#allupoallupo

30 Giugno 2019

Come insegna la morale della favola “Al lupo al lupo” conosciuta anche come lo scherzo del pastore, attribuita ad Esopo, chi dà falsi allarmi non è più creduto neanche quando dice una verità. E’ una delle prime “lezioni” educative che si impartiscono ai bambini confermando che raccontare la verità è sempre la soluzione più giusta. Quello che non si spiega ai bambini è che la verità può essere comunicata in tanti modi e non sempre il risultato ottenuto, genera trasparenza e tranquillità, soprattutto al giorno d’oggi dove gran parte dell’informazione transita e viene amplificata, attraverso commenti, post, tweet e condivisioni, sui canali social.

Nessuna messa al bando della comunicazione online, la responsabilità non è dello strumento bensì di chi diventa editore di se stesso. Un caso che ha tenuto banco nelle ultime settimane e che ha riempito le bacheche di milioni di utenti del web, è stato il tormentone legato al nuovo allenatore della squadra di calcio campione d’Italia.

Abbiamo assistito per giorni ad un crescente isterismo social che ha generato un vortice di comunicazione molto interessante da analizzare, proprio perché alla base le informazioni su cui è stata costruita la digital spy story erano frammentate e realmente di difficile interpretazione. Ovviamente trattandosi della regina del calcio italiano e delle più importanti squadre di calcio al mondo tutti i fari erano rivolti sulla dirigenza e sul nuovo nome dell’allenatore. C’è una data però che ha segnato un fatto certo: il 23 maggio, un’agenzia stampa lancia una indiscrezione, utilizzando sempre la forma verbale del condizionale, che darebbe per imminente la firma di un Top Mister per guidare il club italiano nei prossimi 4 anni.
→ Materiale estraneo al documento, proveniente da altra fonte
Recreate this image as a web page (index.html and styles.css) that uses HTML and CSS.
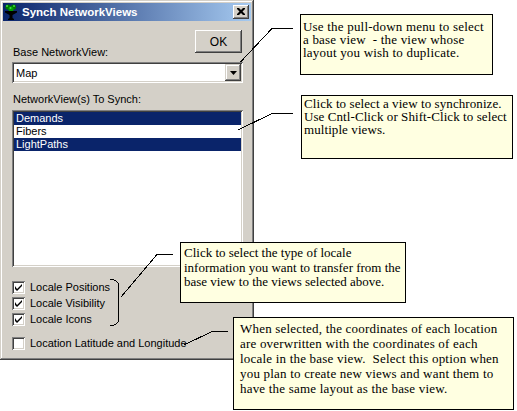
FILE: index.html
```html
<!DOCTYPE html>
<html>
<head>
<meta charset="utf-8">
<title>Synch NetworkViews</title>
<link rel="stylesheet" href="styles.css">
</head>
<body>
<div class="dialog">
  <div class="titlebar">
    <svg class="appicon" width="14" height="16" viewBox="0 0 14 16">
      <circle cx="4" cy="3" r="2.6" fill="#007a00"/>
      <circle cx="9.5" cy="3" r="2.6" fill="#007a00"/>
      <circle cx="7" cy="5" r="2.6" fill="#00a000"/>
      <circle cx="3" cy="2" r="1" fill="#40e040"/>
      <circle cx="10" cy="2" r="1" fill="#40e040"/>
      <circle cx="6.5" cy="4" r="1" fill="#40e040"/>
      <polygon points="1,7 13,7 13,8.5 8.5,11 8.5,14 10,15 10,16 4,16 4,15 5.5,14 5.5,11 1,8.5" fill="#000"/>
    </svg>
    <span class="title">Synch NetworkViews</span>
    <span class="closebtn">
      <svg width="8" height="7" viewBox="0 0 8 7"><path d="M0 0h2l2 2 2-2h2v1l-2.5 2.5L8 6v1H6L4 5 2 7H0V6l2.5-2.5L0 1z" fill="#000"/></svg>
    </span>
  </div>
  <div class="body">
    <div class="toprow">
      <span class="lbl base-lbl">Base NetworkView:</span>
      <span class="btn ok">OK</span>
    </div>
    <div class="combo">
      <span class="combo-text">Map</span>
      <span class="combo-btn"><svg width="7" height="4" viewBox="0 0 7 4"><path d="M0 0h7L3.5 4z" fill="#000"/></svg></span>
    </div>
    <div class="lbl list-lbl">NetworkView(s) To Synch:</div>
    <div class="listbox">
      <div class="item sel">Demands</div>
      <div class="item">Fibers</div>
      <div class="item sel">LightPaths</div>
    </div>
    <div class="checks">
      <div class="chk"><span class="box"><svg width="7" height="7" viewBox="0 0 7 7"><path d="M0 2v3l2 2 5-5V0L2 5z" fill="#000"/></svg></span><span>Locale Positions</span></div>
      <div class="chk"><span class="box"><svg width="7" height="7" viewBox="0 0 7 7"><path d="M0 2v3l2 2 5-5V0L2 5z" fill="#000"/></svg></span><span>Locale Visibility</span></div>
      <div class="chk"><span class="box"><svg width="7" height="7" viewBox="0 0 7 7"><path d="M0 2v3l2 2 5-5V0L2 5z" fill="#000"/></svg></span><span>Locale Icons</span></div>
    </div>
    <div class="chk lat"><span class="box"></span><span>Location Latitude and Longitude</span></div>
  </div>
</div>

<svg class="connectors" width="517" height="411" viewBox="0 0 517 411">
  <g fill="none" stroke="#000" stroke-width="1" shape-rendering="crispEdges">
    <path d="M240.5 62 L272 28.5 L293 28.5"/>
    <path d="M238 130 L272 113.5 L293 113.5"/>
    <path d="M121 297 L157 254.5 L173 254.5"/>
    <path d="M110 279.5 Q118.5 279.5 118.5 286 L118.5 319 Q118.5 325.5 110 325.5"/>
    <path d="M184 345 L212 331.5 L228 331.5"/>
  </g>
</svg>

<div class="callout c1">Use the pull-down menu to select<br>a base view&nbsp; - the view whose<br>layout you wish to duplicate.</div>
<div class="callout c2">Click to select a view to synchronize.<br>Use Cntl-Click or Shift-Click to select<br>multiple views.</div>
<div class="callout c3">Click to select the type of locale<br>information you want to transfer from the<br>base view to the views selected above.</div>
<div class="callout c4">When selected, the coordinates of each location<br>are overwritten with the coordinates of each<br>locale in the base view.&nbsp; Select this option when<br>you plan to create new views and want them to<br>have the same layout as the base view.</div>
</body>
</html>
```

FILE: styles.css
```css
body {
  margin: 0;
  background: #fff;
  font-family: "Liberation Sans", Arial, sans-serif;
  font-size: 11px;
  color: #000;
}

.dialog {
  width: 254px;
  height: 360px;
  box-sizing: border-box;
  background: #d4d0c8;
  padding: 3px;
  box-shadow: inset -1px -1px #404040, inset 1px 1px #d4d0c8, inset -2px -2px #808080, inset 2px 2px #fff;
  display: flex;
  flex-direction: column;
}

.titlebar {
  height: 18px;
  background: linear-gradient(to right, #0a246a, #a6caf0);
  display: flex;
  align-items: center;
  padding: 0 2px 0 1px;
}

.appicon {
  flex: none;
}

.title {
  flex: 1;
  color: #fff;
  font-weight: bold;
  font-size: 11.5px;
  margin-left: 4px;
  white-space: nowrap;
}

.closebtn {
  width: 16px;
  height: 14px;
  box-sizing: border-box;
  background: #d4d0c8;
  box-shadow: inset -1px -1px #404040, inset 1px 1px #fff, inset -2px -2px #808080;
  display: flex;
  align-items: center;
  justify-content: center;
  padding-bottom: 1px;
}

.body {
  flex: 1;
  padding: 9px 8px 0 9px;
  display: flex;
  flex-direction: column;
}

.lbl {
  line-height: 13px;
  padding-left: 1px;
  white-space: nowrap;
}

.toprow {
  display: flex;
  justify-content: space-between;
  align-items: flex-start;
}

.base-lbl {
  margin-top: 16px;
}

.btn {
  width: 47px;
  height: 23px;
  box-sizing: border-box;
  background: #d4d0c8;
  box-shadow: inset -1px -1px #404040, inset 1px 1px #fff, inset -2px -2px #808080;
  display: flex;
  align-items: center;
  justify-content: center;
  margin-right: 1px;
  font-size: 12px;
}

.combo {
  margin-top: 3px;
  height: 21px;
  box-sizing: border-box;
  background: #fff;
  box-shadow: inset 1px 1px #808080, inset -1px -1px #fff, inset 2px 2px #404040, inset -2px -2px #d4d0c8;
  padding: 2px;
  display: flex;
  align-items: center;
}

.combo-text {
  flex: 1;
  padding-left: 2px;
}

.combo-btn {
  width: 16px;
  height: 17px;
  box-sizing: border-box;
  background: #d4d0c8;
  box-shadow: inset -1px -1px #404040, inset 1px 1px #d4d0c8, inset -2px -2px #808080, inset 2px 2px #fff;
  display: flex;
  align-items: center;
  justify-content: center;
}

.list-lbl {
  margin-top: 10px;
}

.listbox {
  margin-top: 4px;
  height: 157px;
  box-sizing: border-box;
  background: #fff;
  box-shadow: inset 1px 1px #808080, inset -1px -1px #fff, inset 2px 2px #404040, inset -2px -2px #d4d0c8;
  padding: 2px;
}

.item {
  height: 13px;
  line-height: 13px;
  padding-left: 2px;
}

.item.sel {
  background: #0a246a;
  color: #fff;
}

.checks {
  margin-top: 12px;
}

.chk {
  height: 16px;
  display: flex;
  align-items: center;
  gap: 5px;
  white-space: nowrap;
}

.chk.lat {
  margin-top: 8px;
}

.box {
  width: 13px;
  height: 13px;
  box-sizing: border-box;
  background: #fff;
  box-shadow: inset 1px 1px #808080, inset -1px -1px #fff, inset 2px 2px #404040, inset -2px -2px #d4d0c8;
  display: flex;
  align-items: center;
  justify-content: center;
  flex: none;
}

.connectors {
  position: absolute;
  left: 0;
  top: 0;
  pointer-events: none;
}

.callout {
  position: absolute;
  box-sizing: border-box;
  background: #ffffe1;
  border: 1px solid #000;
  font-family: "Liberation Serif", "Times New Roman", serif;
  font-size: 13px;
  letter-spacing: 0.2px;
  white-space: nowrap;
  color: #000;
}

.c1 {
  left: 300px;
  top: 14px;
  width: 193px;
  height: 61px;
  padding: 5px 2px;
  line-height: 13px;
}

.c2 {
  left: 301px;
  top: 95px;
  width: 212px;
  height: 64px;
  padding: 1px 2px;
  line-height: 13px;
  letter-spacing: 0.08px;
}

.c3 {
  left: 180px;
  top: 242px;
  width: 226px;
  height: 61px;
  padding: 3px 3px;
  line-height: 14.5px;
  letter-spacing: 0;
}

.c4 {
  left: 233px;
  top: 317px;
  width: 281px;
  height: 93px;
  padding: 3px 6px;
  line-height: 15px;
}
```
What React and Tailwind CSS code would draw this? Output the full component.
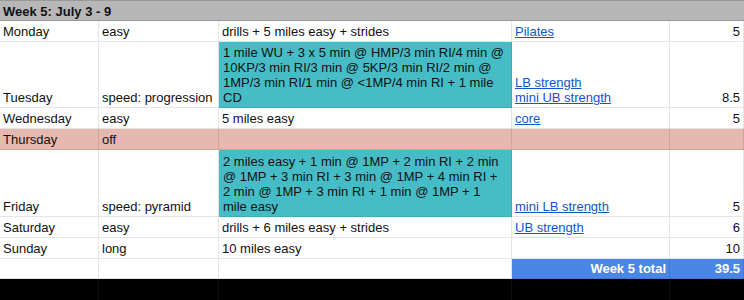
const cols = 'grid grid-cols-[99px_120px_293px_158px_74px]';
const cell = 'border-r border-b border-black/10 flex items-end px-[3px] pb-[2px] leading-[15px] overflow-hidden';

function Link({ children }) {
  return <span className="text-[#1155cc] underline underline-offset-[1px]">{children}</span>;
}

const rows = [
  { day: 'Monday', type: 'easy', workout: 'drills + 5 miles easy + strides', extra: [<Link key="a">Pilates</Link>], miles: '5' },
  {
    day: 'Tuesday',
    type: 'speed: progression',
    workout: [
      '1 mile WU + 3 x 5 min @ HMP/3 min RI/4 min @',
      '10KP/3 min RI/3 min @ 5KP/3 min RI/2 min @',
      '1MP/3 min RI/1 min @ <1MP/4 min RI + 1 mile',
      'CD',
    ],
    teal: true,
    h: 'h-[66px]',
    extra: [<Link key="a">LB strength</Link>, <Link key="b">mini UB strength</Link>],
    miles: '8.5',
  },
  { day: 'Wednesday', type: 'easy', workout: '5 miles easy', extra: [<Link key="a">core</Link>], miles: '5' },
  { day: 'Thursday', type: 'off', workout: '', extra: [], miles: '', pink: true },
  {
    day: 'Friday',
    type: 'speed: pyramid',
    workout: [
      '2 miles easy + 1 min @ 1MP + 2 min RI + 2 min',
      '@ 1MP + 3 min RI + 3 min @ 1MP + 4 min RI +',
      '2 min @ 1MP + 3 min RI + 1 min @ 1MP + 1',
      'mile easy',
    ],
    teal: true,
    h: 'h-[67px]',
    extra: [<Link key="a">mini LB strength</Link>],
    miles: '5',
  },
  { day: 'Saturday', type: 'easy', workout: 'drills + 6 miles easy + strides', extra: [<Link key="a">UB strength</Link>], miles: '6' },
  { day: 'Sunday', type: 'long', workout: '10 miles easy', extra: [], miles: '10' },
];

export default function App() {
  return (
    <div className="w-[744px] h-[300px] bg-black text-[13px] text-[#111] font-['Liberation_Sans',Arial,sans-serif] overflow-hidden">
      <div className="h-[21px] bg-[#b7b7b7] border-t border-b border-[#9a9a9a] flex items-end px-[3px] pb-[1px] leading-[15px] font-bold">
        Week 5: July 3 - 9
      </div>
      {rows.map((r) => (
        <div key={r.day} className={`${cols} ${r.h || 'h-[21px]'} ${r.pink ? 'bg-[#e6b8af]' : 'bg-white'}`}>
          <div className={cell}>{r.day}</div>
          <div className={`${cell} whitespace-nowrap`}>{r.type}</div>
          <div className={`${cell} ${r.teal ? 'bg-[#46bdc6] pl-[4px]' : ''}`}>
            {Array.isArray(r.workout) ? (
              <div className="flex flex-col whitespace-nowrap">
                {r.workout.map((l) => (
                  <span key={l}>{l}</span>
                ))}
              </div>
            ) : (
              <span className="whitespace-nowrap">{r.workout}</span>
            )}
          </div>
          <div className={cell}>
            <div className="flex flex-col">{r.extra}</div>
          </div>
          <div className={`${cell} justify-end`}>{r.miles}</div>
        </div>
      ))}
      <div className={`${cols} h-[20px] bg-white`}>
        <div className={cell}></div>
        <div className={cell}></div>
        <div className={cell}></div>
        <div className={`${cell} justify-end bg-[#4a86e8] text-white font-bold`}>Week 5 total</div>
        <div className={`${cell} justify-end bg-[#4a86e8] text-white font-bold`}>39.5</div>
      </div>
      <div className={`${cols} h-[21px]`}>
        <div className="border-r border-white/5"></div>
        <div className="border-r border-white/5"></div>
        <div className="border-r border-white/5"></div>
        <div className="border-r border-white/5"></div>
        <div></div>
      </div>
    </div>
  );
}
BOOM! Inizia il digital show: per settimane sino alla comunicazione ufficiale che annunciava l’accordo con un altro Mister, si è assistito ad una vera e propria telenovela social, dove il sogno si confondeva con la realtà, dove l’informazione certa e circostanziata sembrava non contare più nulla, tutto era un “cerca-cerca” di prove, indizi, suggestioni, legate a quel nome, quello doveva essere il nuovo allenatore, quello giusto, quello che tutti volevano.

Questa vicenda ha messo in luce una grande falla legata al processo della comunicazione social: le gestione dell’emotività di chi edita o commenta un contenuto sui media digitali. Il tema oggi è proprio questo, lavorare sul valore che un contenuto possiede in quanto tale e sull’effetto che esso può generare verso l’esterno. Non possiamo pensare di considerare l’informazione una comunicazione d’impulso, serve capire the last and the after, ovvero ciò che genera una notizia e soprattutto l’effetto che potrebbe provocare. Quante volte ci sarà capitato di condividere un post o un tweet e poi accorgerci che quel contenuto che abbiamo consapevolmente voluto evidenziare sui nostri profili social al nostro pubblici, in realtà è una notizia vecchia o non confermata. In questo caso la nostra disattenzione va a influire sulla nostra coerenza percepita, e questo non è buono, se vogliamo che la nostra identità reale corrisponda con quella digitale. In caso contrario saremo noi ad essere delle fake news.

Il tema è quindi molto importante e delicato, che abbraccia un modello di informazione che deve tornare ad essere considerato un esempio da capire meglio e da trattare con profondo rispetto. Divulgare un’informazione è un effetto che deve venire dopo, e soprattutto deve essere ispirato da un senso di responsabilità ragionato e non certo emotivo. Anche perché come dicevano i latini “verba volant, scripta manent”.